Caught with the Microphone On
Sept. 2, 2006 — -- When CNN reporter Kyra Phillips spoke during President Bush's speech about Hurricane Katrina last week, the world was listening.
"He's married, three kids, and his wife is just a control freak," she said on-air, not realizing her microphone was on.
The clip quickly became a phenomenon replayed on Internet sites like YouTube and spoofed by cable news rivals.
Although the incident became a hotly discussed -- and laughed about -- topic, mistakenly broadcast gaffes are more common than you think.
Even President Bush could probably relate. He was overheard during a political rally in 2000 discussing a reporter.
"There's Adam Clymer, major league a****** from the New York Times," Bush said.
More recently, the president found himself splashed across the Internet again for his "private" comments to British Prime Minister Tony Blair at an international summit.

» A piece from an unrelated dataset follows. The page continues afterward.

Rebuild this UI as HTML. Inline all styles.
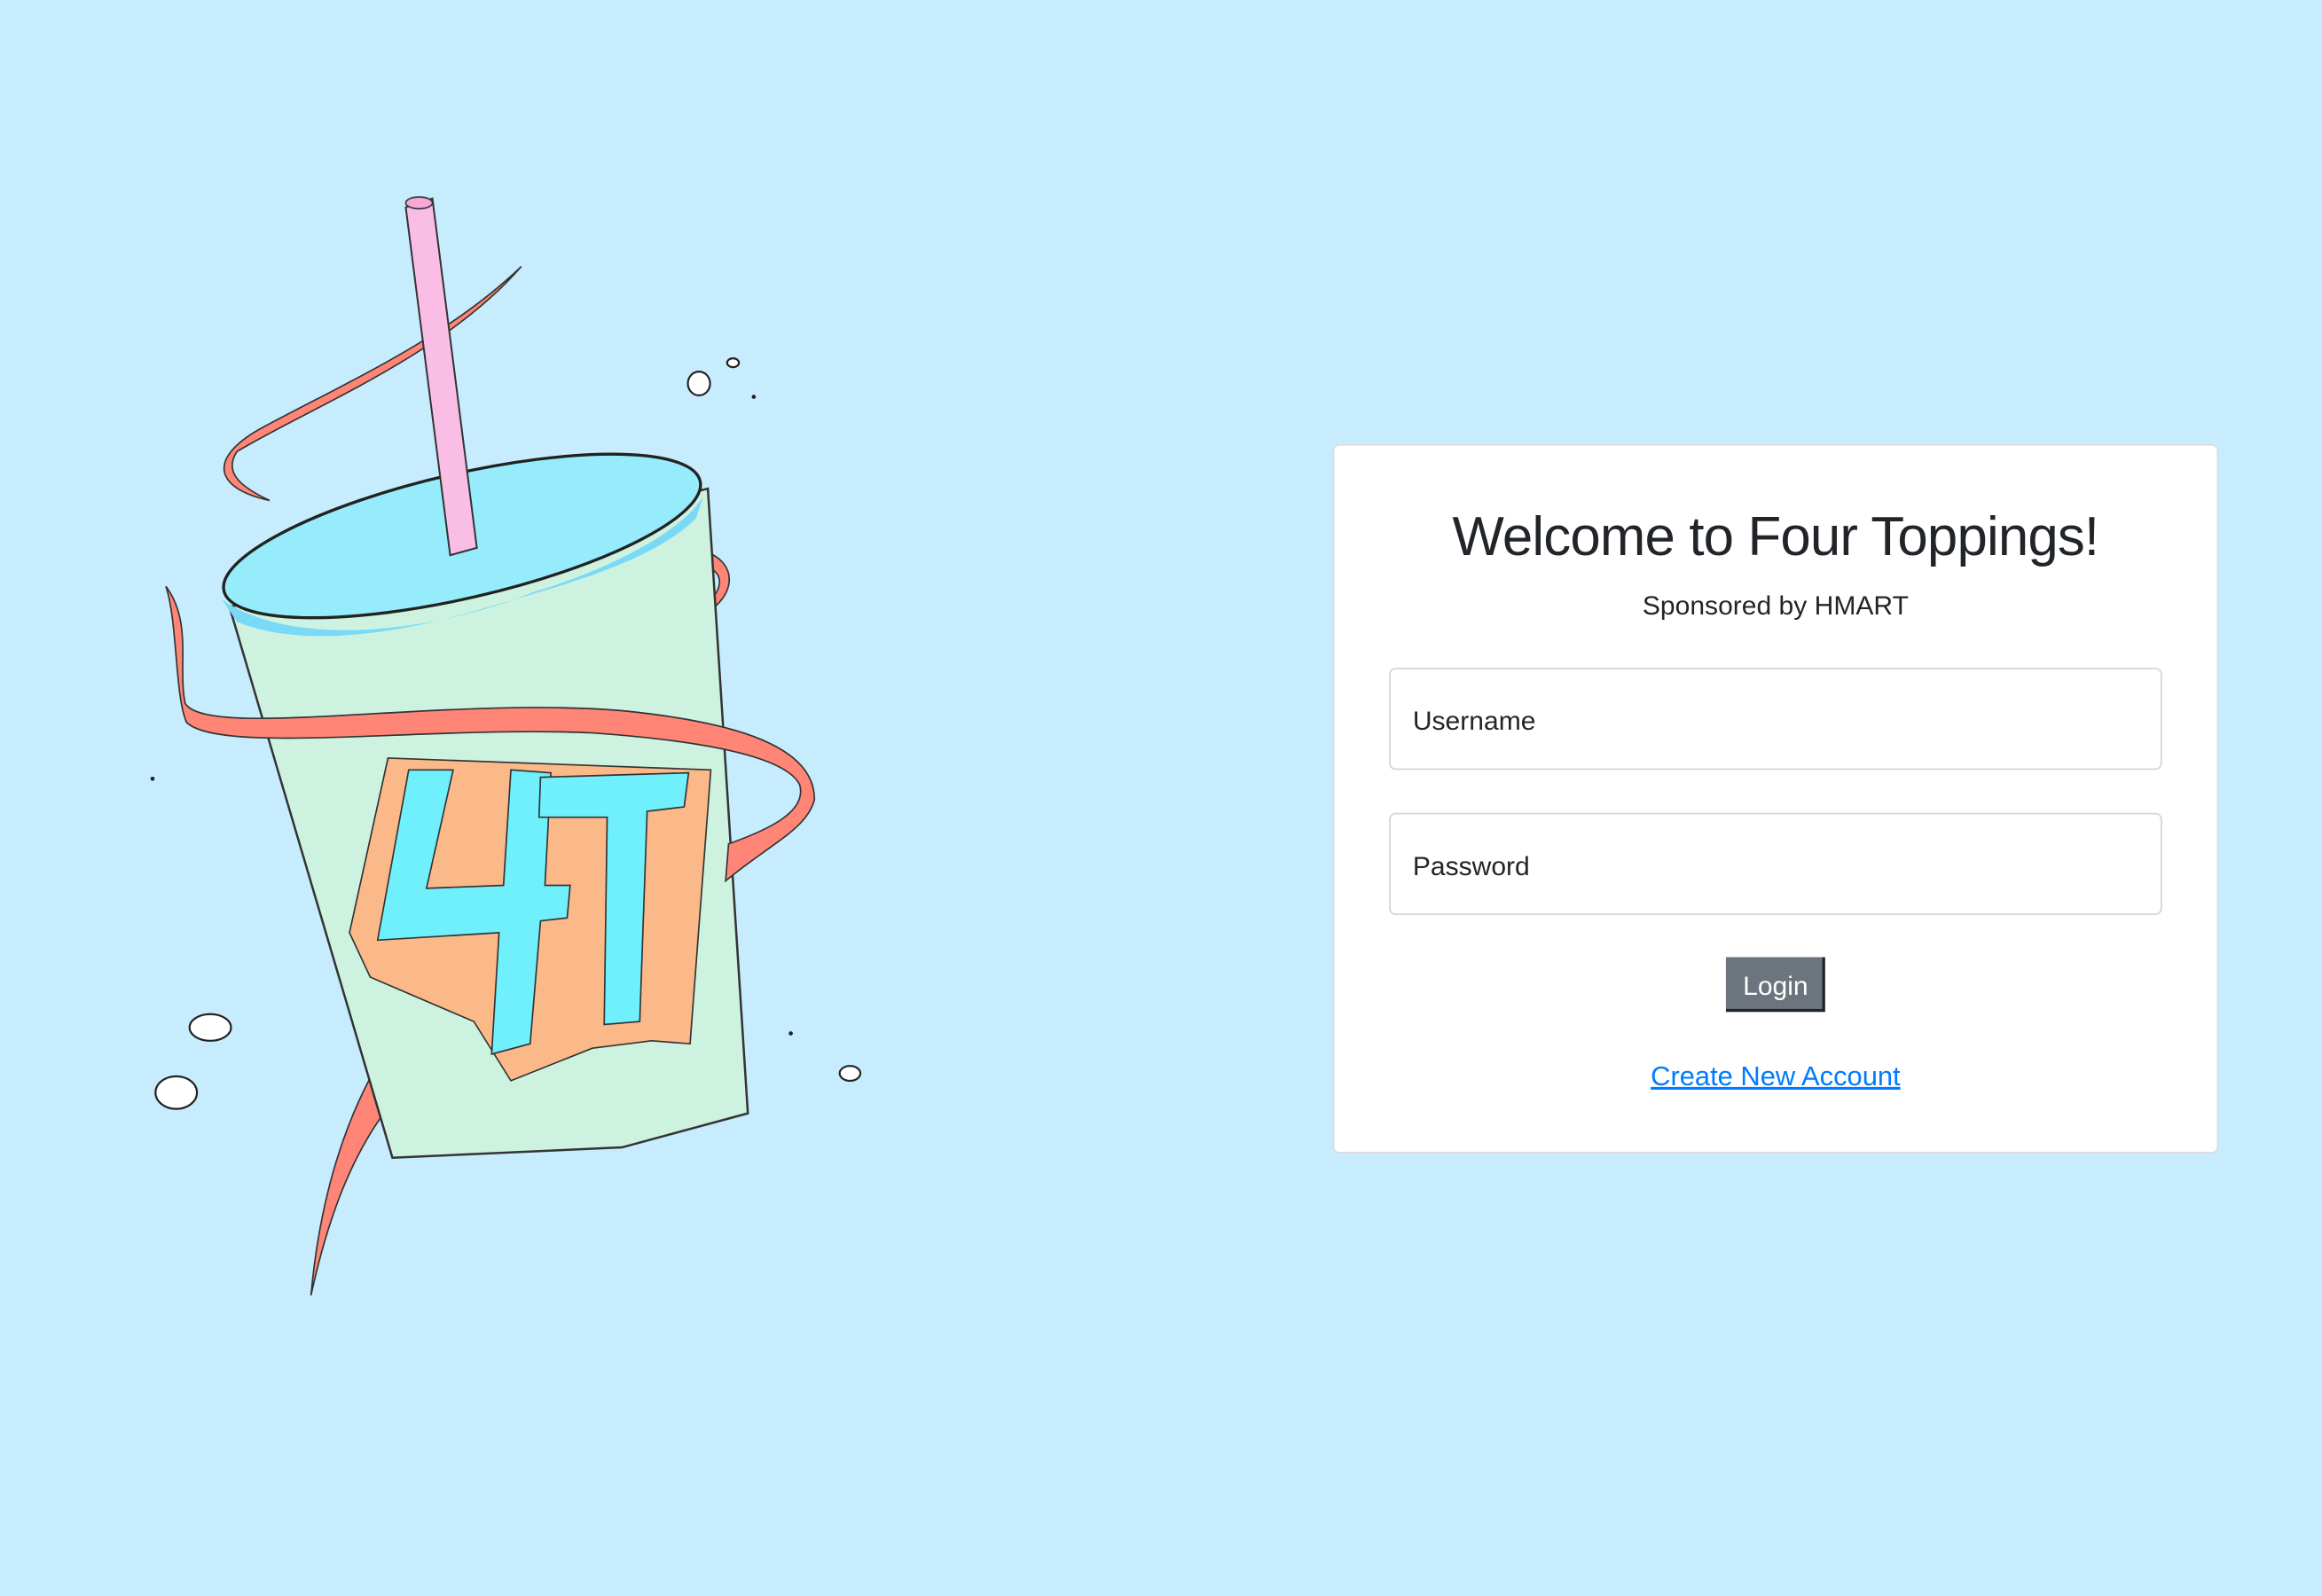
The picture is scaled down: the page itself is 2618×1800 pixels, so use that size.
<!DOCTYPE html>
<html><head><meta charset="utf-8"><style>
html,body{margin:0;padding:0;width:2618px;height:1800px;overflow:hidden;background:#c6ecfd}
svg{position:absolute;left:0;top:0}
text{font-family:"Liberation Sans",sans-serif}
</style></head><body>
<svg width="2618" height="1800" viewBox="0 0 1568 1078" xmlns="http://www.w3.org/2000/svg">
<rect width="1568" height="1078" fill="#c6ecfd"/>
<g fill="#fff" stroke="#222" stroke-width="1.3">
<ellipse cx="472" cy="259" rx="7.5" ry="8"/>
<ellipse cx="495" cy="245" rx="4" ry="3"/>
<ellipse cx="142" cy="694" rx="14" ry="9"/>
<ellipse cx="119" cy="738" rx="14" ry="11"/>
<ellipse cx="574" cy="725" rx="7" ry="5"/>
</g>
<g fill="#222"><circle cx="509" cy="268" r="1.4"/><circle cx="103" cy="526" r="1.4"/><circle cx="534" cy="698" r="1.4"/></g>
<path d="M352 180 C300 230 230 260 175 290 C140 310 145 330 182 338 C165 330 150 320 160 305 C210 275 300 240 352 180Z" fill="#ff8576" stroke="#333" stroke-width="1"/>
<path d="M475 372 C500 380 498 405 470 418 L474 410 C488 400 490 388 478 383Z" fill="#ff8576" stroke="#333" stroke-width="1"/>
<path d="M250 728 C228 770 215 820 210 875 C222 820 238 780 262 748Z" fill="#ff8576" stroke="#333" stroke-width="1"/>
<path d="M155 410 L478 330 L505 752 L420 775 L265 782 Z" fill="#cdf3e0" stroke="#333" stroke-width="1.5"/>
<ellipse cx="312" cy="362" rx="165" ry="42" transform="rotate(-13 312 362)" fill="#96ecfb" stroke="#222" stroke-width="2"/>
<path d="M150 405 C200 440 300 425 360 400 C410 385 460 360 475 335 L470 350 C440 380 380 395 330 410 C280 425 210 440 160 420Z" fill="#7ad9f7"/>
<path d="M274 140 L292 134 L322 370 L304 375 Z" fill="#f9bde6" stroke="#333" stroke-width="1.2"/>
<ellipse cx="283" cy="137" rx="9" ry="4" fill="#f6a9d9" stroke="#333" stroke-width="1"/>
<path d="M262 512 L480 520 L466 705 L440 703 L400 708 L345 730 L320 690 L250 660 L236 630 Z" fill="#fbb989" stroke="#333" stroke-width="1"/>
<path d="M276 520 L306 520 L288 600 L340 598 L345 520 L372 522 L368 598 L385 598 L383 620 L365 622 L358 705 L332 712 L337 630 L255 635 Z" fill="#6ff0fc" stroke="#333" stroke-width="1"/>
<path d="M365 525 L465 522 L462 545 L437 548 L432 690 L408 692 L410 552 L364 552 Z" fill="#6ff0fc" stroke="#333" stroke-width="1"/>
<path d="M112 396 C130 420 120 450 125 475 C140 500 300 470 420 480 C500 488 550 505 550 540 C545 560 520 570 490 595 L492 570 C520 560 545 548 540 530 C530 510 470 500 400 495 C290 490 150 510 126 488 C118 470 120 420 112 396Z" fill="#ff8576" stroke="#333" stroke-width="1"/>
<rect x="900.5" y="300.5" width="597" height="478" rx="4" fill="#fff" stroke="#dcdcdc" stroke-width="1"/>
<text x="1199" y="375" text-anchor="middle" font-size="37" letter-spacing="-0.5" fill="#212529">Welcome to Four Toppings!</text>
<text x="1199" y="415" text-anchor="middle" font-size="18" fill="#212529">Sponsored by HMART</text>
<rect x="938.5" y="451.5" width="521" height="68" rx="4" fill="#fff" stroke="#ced4da" stroke-width="1"/>
<text x="954" y="493" font-size="18" fill="#212529">Username</text>
<rect x="938.5" y="549.5" width="521" height="68" rx="4" fill="#fff" stroke="#ced4da" stroke-width="1"/>
<text x="954" y="591" font-size="18" fill="#212529">Password</text>
<rect x="1165.5" y="646.5" width="67" height="37" fill="#212529"/>
<rect x="1165.5" y="646.5" width="65" height="35" fill="#6c757d"/>
<text x="1199" y="672" text-anchor="middle" font-size="18" fill="#fff">Login</text>
<text x="1199" y="733" text-anchor="middle" font-size="18.5" fill="#007bff" text-decoration="underline">Create New Account</text>
</svg>
</body></html>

"What they need to do is get Syria to get Hezbollah to stop doing this s*** and it's over," he told Blair.
Bush isn't the only president who's been caught off guard.
Former President Bill Clinton once lashed out at Jesse Jackson before cameras were set to roll.
"It's a dirty double-crossing, back-stabbing thing to do," the then-governor said about Jackson's alleged endorsement of a rival.
Clinton turned out to be wrong. Jackson had not endorsed his opponent.
One media critic thinks people in the public eye need to be more careful.
"Public people have really got to consider the entire world out of their locked doors as an open microphone," said Robert Thompson, a professor of TV and popular culture at Syracuse University.